Problem requirements: Reproduce the records below exactly as they appear.

Provided records:
--- --- ---
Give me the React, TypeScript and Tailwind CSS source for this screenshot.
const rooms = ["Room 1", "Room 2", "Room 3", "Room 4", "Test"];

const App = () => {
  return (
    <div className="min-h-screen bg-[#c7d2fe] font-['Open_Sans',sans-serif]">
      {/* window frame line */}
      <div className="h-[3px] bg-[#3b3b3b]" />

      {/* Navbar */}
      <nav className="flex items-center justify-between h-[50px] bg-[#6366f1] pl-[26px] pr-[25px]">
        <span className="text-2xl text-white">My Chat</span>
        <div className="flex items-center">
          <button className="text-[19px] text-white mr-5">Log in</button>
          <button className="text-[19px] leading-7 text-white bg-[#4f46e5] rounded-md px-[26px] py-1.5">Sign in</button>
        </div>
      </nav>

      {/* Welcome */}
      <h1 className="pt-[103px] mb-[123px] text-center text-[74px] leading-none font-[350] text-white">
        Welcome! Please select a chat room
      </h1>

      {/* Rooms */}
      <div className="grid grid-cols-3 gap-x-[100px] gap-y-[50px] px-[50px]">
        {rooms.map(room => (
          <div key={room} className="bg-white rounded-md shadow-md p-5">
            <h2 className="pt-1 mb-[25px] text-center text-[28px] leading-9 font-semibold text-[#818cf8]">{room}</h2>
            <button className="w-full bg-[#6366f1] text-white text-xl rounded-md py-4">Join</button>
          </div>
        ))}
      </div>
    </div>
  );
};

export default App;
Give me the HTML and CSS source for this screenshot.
--- --- ---
Result of the task:
Give me the React, TypeScript and Tailwind CSS source for this screenshot.
const rooms = ["Room 1", "Room 2", "Room 3", "Room 4", "Test"];

const App = () => {
  return (
    <div className="min-h-screen bg-[#c7d2fe] font-['Open_Sans',sans-serif]">
      {/* window frame line */}
      <div className="h-[3px] bg-[#3b3b3b]" />

      {/* Navbar */}
      <nav className="flex items-center justify-between h-[50px] bg-[#6366f1] pl-[26px] pr-[25px]">
        <span className="text-2xl text-white">My Chat</span>
        <div className="flex items-center">
          <button className="text-[19px] text-white mr-5">Log in</button>
          <button className="text-[19px] leading-7 text-white bg-[#4f46e5] rounded-md px-[26px] py-1.5">Sign in</button>
        </div>
      </nav>

      {/* Welcome */}
      <h1 className="pt-[103px] mb-[123px] text-center text-[74px] leading-none font-[350] text-white">
        Welcome! Please select a chat room
      </h1>

      {/* Rooms */}
      <div className="grid grid-cols-3 gap-x-[100px] gap-y-[50px] px-[50px]">
        {rooms.map(room => (
          <div key={room} className="bg-white rounded-md shadow-md p-5">
            <h2 className="pt-1 mb-[25px] text-center text-[28px] leading-9 font-semibold text-[#818cf8]">{room}</h2>
            <button className="w-full bg-[#6366f1] text-white text-xl rounded-md py-4">Join</button>
          </div>
        ))}
      </div>
    </div>
  );
};

export default App;
Give me the HTML and CSS source for this screenshot.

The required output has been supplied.